What travelers and local riders should do before May 21
The Metro vote is six days away — if the deal passes with little opposition, Cathay’s branding could appear on maps, apps and train wraps within months, well before the people mover opens.
- Review the Metro agenda filing now: The full staff report and proposed contract terms are publicly available at metro.legistar.com. If you’re a local rider or stakeholder with concerns about a foreign airline’s name on a public transit hub, public comment can be submitted before or at the May 21 meeting.
- Update your trip-planning apps after the vote: If approved, Google Maps, Apple Maps and Metro’s own trip planner will eventually reflect the new station name. Search for “Cathay Pacific LAX” rather than “LAX Metro Transit Center” to avoid confusion once the rebrand rolls out.
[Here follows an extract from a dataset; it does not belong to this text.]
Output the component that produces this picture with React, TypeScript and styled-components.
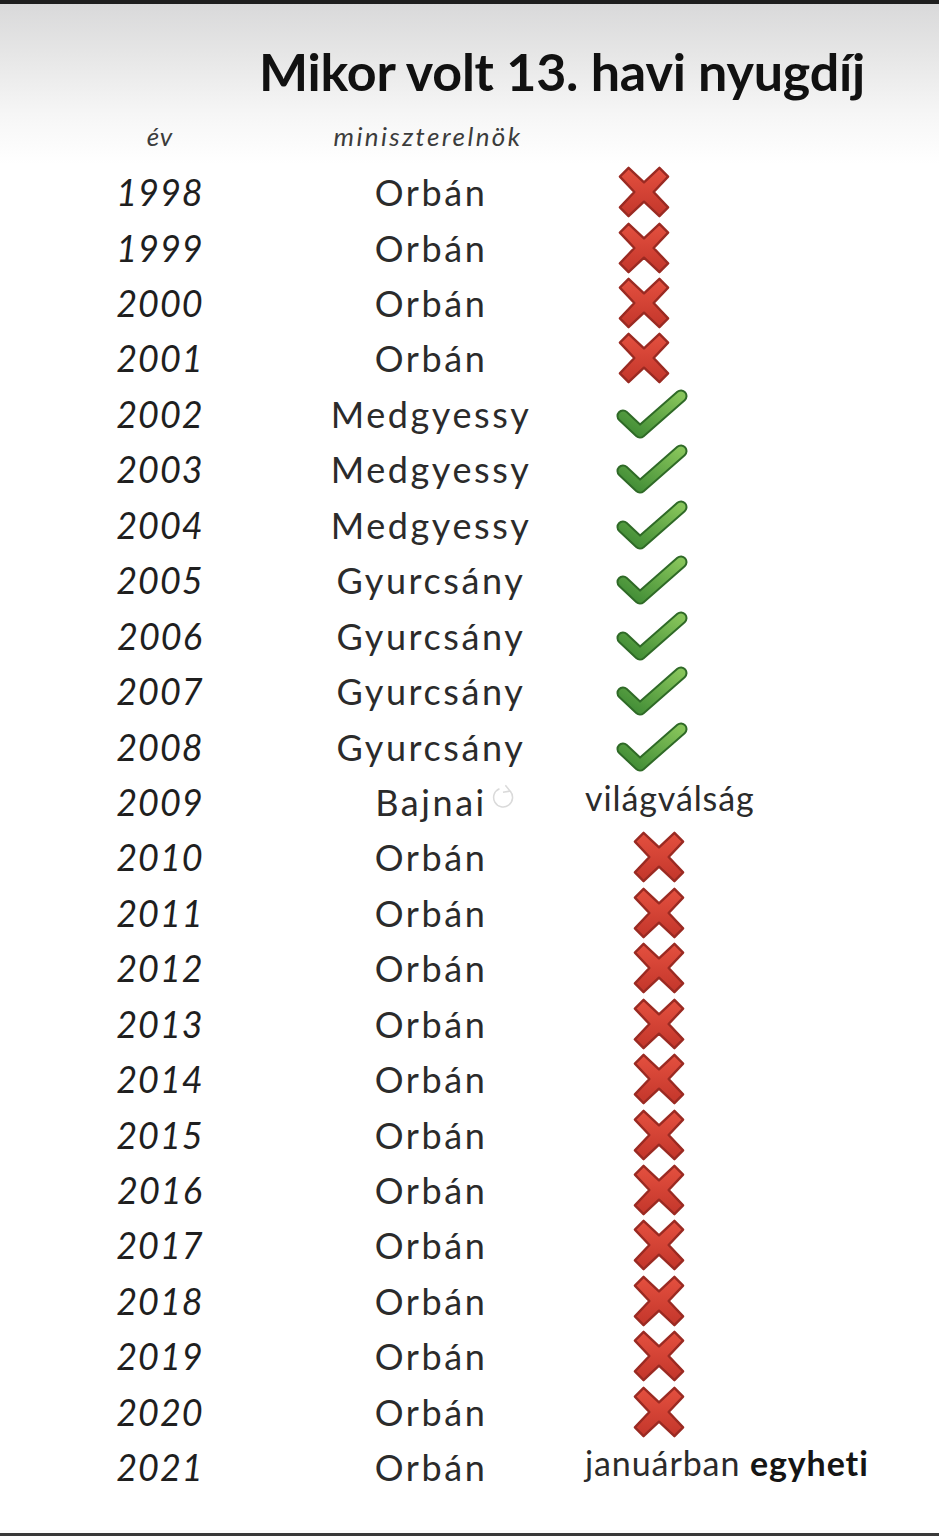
import React from 'react';
import styled, { createGlobalStyle } from 'styled-components';

const GlobalStyle = createGlobalStyle`
  html, body {
    margin: 0;
    padding: 0;
    background: #ffffff;
  }
  body {
    font-family: Lato, "Noto Sans", sans-serif;
  }
`;

type Status = 'no' | 'yes' | 'crisis' | 'week';

interface RowData {
  year: number;
  pm: string;
  status: Status;
  shift?: number;
}

const rows: RowData[] = [
  { year: 1998, pm: 'Orbán', status: 'no', shift: 31 },
  { year: 1999, pm: 'Orbán', status: 'no', shift: 31 },
  { year: 2000, pm: 'Orbán', status: 'no', shift: 31 },
  { year: 2001, pm: 'Orbán', status: 'no', shift: 31 },
  { year: 2002, pm: 'Medgyessy', status: 'yes', shift: 31 },
  { year: 2003, pm: 'Medgyessy', status: 'yes', shift: 31 },
  { year: 2004, pm: 'Medgyessy', status: 'yes', shift: 31 },
  { year: 2005, pm: 'Gyurcsány', status: 'yes', shift: 31 },
  { year: 2006, pm: 'Gyurcsány', status: 'yes', shift: 31 },
  { year: 2007, pm: 'Gyurcsány', status: 'yes', shift: 31 },
  { year: 2008, pm: 'Gyurcsány', status: 'yes', shift: 31 },
  { year: 2009, pm: 'Bajnai', status: 'crisis' },
  ...[2010, 2011, 2012, 2013, 2014, 2015, 2016, 2017, 2018, 2019, 2020].map(
    (year): RowData => ({ year, pm: 'Orbán', status: 'no', shift: 46 })
  ),
  { year: 2021, pm: 'Orbán', status: 'week' },
];

const Page = styled.div`
  width: 939px;
  height: 1536px;
  box-sizing: border-box;
  border-top: 4px solid #1e1e1e;
  border-bottom: 3px solid #3a3a3a;
  background: linear-gradient(
    to bottom,
    #d9d9da 0px,
    #e6e6e6 50px,
    #f6f6f6 110px,
    #ffffff 160px
  );
  overflow: hidden;
  display: flex;
  flex-direction: column;
`;

const Title = styled.h1`
  margin: 0;
  padding: 34px 0 0 259px;
  height: 66px;
  font-family: Lato, "Noto Sans", sans-serif;
  font-weight: 700;
  font-size: 52px;
  line-height: 66px;
  color: #111;
  letter-spacing: -0.2px;
`;

const Table = styled.div`
  display: grid;
  grid-template-columns: 320px 222px 1fr;
  grid-auto-rows: 55.45px;
  align-items: center;
  margin-top: 5px;
`;

const HeadCell = styled.div<{ $center: number; $spacing: number }>`
  font-family: Lato, "Noto Sans", sans-serif;
  font-style: italic;
  font-size: 26px;
  color: #3c3c3c;
  text-align: center;
  letter-spacing: ${({ $spacing }) => $spacing}px;
  height: 55px;
  line-height: 54px;
  margin-left: ${({ $center }) => $center}px;
`;

const Year = styled.div`
  font-family: Lato, "Noto Sans", sans-serif;
  font-style: italic;
  font-size: 36px;
  color: #1f1f1f;
  text-align: center;
  letter-spacing: 1px;
`;

const Name = styled.div`
  font-family: Lato, "Noto Sans", sans-serif;
  font-size: 36px;
  color: #2b2b2b;
  text-align: center;
  letter-spacing: 2.6px;
  position: relative;
`;

const StatusCell = styled.div<{ $shift: number }>`
  display: flex;
  align-items: center;
  padding-left: ${({ $shift }) => 43 + $shift}px;
`;

const Note = styled.span`
  font-family: Lato, "Noto Sans", sans-serif;
  font-size: 34px;
  color: #2b2b2b;
  letter-spacing: 0.9px;
  line-height: 1;
  margin-top: -8px;
  white-space: nowrap;
`;

const Strong = styled.b`
  font-weight: 700;
  color: #151515;
`;

const Spinner = styled.svg`
  position: absolute;
  left: 170px;
  top: 4px;
`;

const Cross = () => (
  <svg width="56" height="54" viewBox="0 0 56 56">
    <defs>
      <linearGradient id="xg" x1="0" y1="0" x2="0" y2="1">
        <stop offset="0" stopColor="#e4503f" />
        <stop offset="1" stopColor="#c3362b" />
      </linearGradient>
    </defs>
    <g transform="translate(28 28)">
      <path
        d="M-25 -16 L-16 -25 L0 -10 L16 -25 L25 -16 L10 0 L25 16 L16 25 L0 10 L-16 25 L-25 16 L-10 0 Z"
        fill="url(#xg)"
        stroke="#9a2a22"
        strokeWidth="2.5"
        strokeLinejoin="round"
      />
    </g>
  </svg>
);

const Check = () => (
  <svg width="72" height="56" viewBox="0 0 72 56">
    <defs>
      <linearGradient id="cg" x1="0" y1="1" x2="1" y2="0">
        <stop offset="0" stopColor="#3e8a34" />
        <stop offset="1" stopColor="#86c45a" />
      </linearGradient>
    </defs>
    <path
      d="M7 30 L24 46 L65 10"
      fill="none"
      stroke="#2f6a27"
      strokeWidth="13"
      strokeLinecap="round"
      strokeLinejoin="round"
    />
    <path
      d="M7 30 L24 46 L65 10"
      fill="none"
      stroke="url(#cg)"
      strokeWidth="9"
      strokeLinecap="round"
      strokeLinejoin="round"
    />
  </svg>
);

const StatusMark: React.FC<{ status: Status }> = ({ status }) => {
  if (status === 'no') return <Cross />;
  if (status === 'yes') return <Check />;
  if (status === 'crisis') return <Note>világválság</Note>;
  return (
    <Note>
      januárban <Strong>egyheti</Strong>
    </Note>
  );
};

export default function App() {
  return (
    <>
      <GlobalStyle />
      <Page>
        <Title>Mikor volt 13. havi nyugdíj</Title>
        <Table>
          <HeadCell $center={0} $spacing={1}>év</HeadCell>
          <HeadCell $center={-6} $spacing={2.4}>miniszterelnök</HeadCell>
          <div />
          {rows.map((r) => (
            <React.Fragment key={r.year}>
              <Year>{r.year}</Year>
              <Name>
                {r.pm}
                {r.pm === 'Bajnai' && (
                  <Spinner width="26" height="26" viewBox="0 0 22 22">
                    <path
                      d="M17 6 A8 8 0 1 1 8 4"
                      fill="none"
                      stroke="#dadada"
                      strokeWidth="1.3"
                    />
                    <path d="M13 1 L17 6 L11 7" fill="none" stroke="#dadada" strokeWidth="1.3" />
                  </Spinner>
                )}
              </Name>
              <StatusCell $shift={r.shift ?? 0}>
                <StatusMark status={r.status} />
              </StatusCell>
            </React.Fragment>
          ))}
        </Table>
      </Page>
    </>
  );
}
- Don’t assume the people mover is running: The automated connection from the transit center to LAX terminals is still projected for late 2026. Until then, budget time for the bus shuttle — roughly every 10 minutes, 4 a.m. to 1 a.m. — and add at least 30 minutes to your airport arrival time when using Metro.
- Cathay Pacific passengers specifically: This deal signals Cathay is investing in its LAX presence. If you’re booking LAX–Hong Kong, check whether schedule or product enhancements follow the branding announcement — that’s the real test of whether this is strategy or signage.
Watch: Metro’s Executive Management Committee vote on May 21, 2026 — if it passes cleanly, expect rebranding work to likely begin within months and full name adoption across trip planners before the LAX people mover opens. If the committee delays or faces significant public pushback over a foreign airline naming a US public transit hub, expect renegotiation or a reopened bidding process.
Questions? Answers.
Why would Cathay Pacific pay nearly $10 million to brand a station it has no operational role in?
LAX is one of the most competitive US–Asia markets, and Cathay operates only three daily flights there — far fewer seats than US legacy carriers and some Asian rivals. Naming rights to the transit gateway give Cathay disproportionate brand visibility with every LAX passenger, regardless of which airline they’re flying, at roughly $2 million per year. It’s a marketing spend, not an infrastructure investment.
Does this mean Cathay Pacific controls the LAX Metro station?
No. Los Angeles Metro owns and operates the station. Cathay Pacific would purchase naming rights only — its name appears on signage, maps, announcements and train wraps, but Metro retains full operational control. Any passenger using any airline can use the station exactly as before.
When will the automated people mover connect the Metro station to LAX terminals?
The LAX automated people mover — a 2.25-mile, six-station system — is currently projected to open in late 2026, years behind its original 2023 target. Until it opens, passengers transfer from the Metro transit center to LAX terminals via bus shuttle, running approximately every 10 minutes between 4 a.m. and 1 a.m.
Could the May 21 vote fail or be delayed?
Yes. If the Metro Executive Management Committee faces significant public opposition — particularly around a foreign airline, partially owned by a Chinese state carrier, naming a US public transit hub — the committee could delay the vote, request amended terms, or direct staff to reopen the bidding process. The vote is not a formality until it passes.
Why didn’t a US airline like Delta or United make a competing bid?
That question has no confirmed public answer yet. The most likely explanation is that US carriers calculated the demographic mismatch — 72% of Metro riders system-wide earn under $50,000 annually — made the spend hard to justify against their existing LAX terminal investments. Cathay, with less physical presence at LAX, appears to have valued the brand exposure more highly.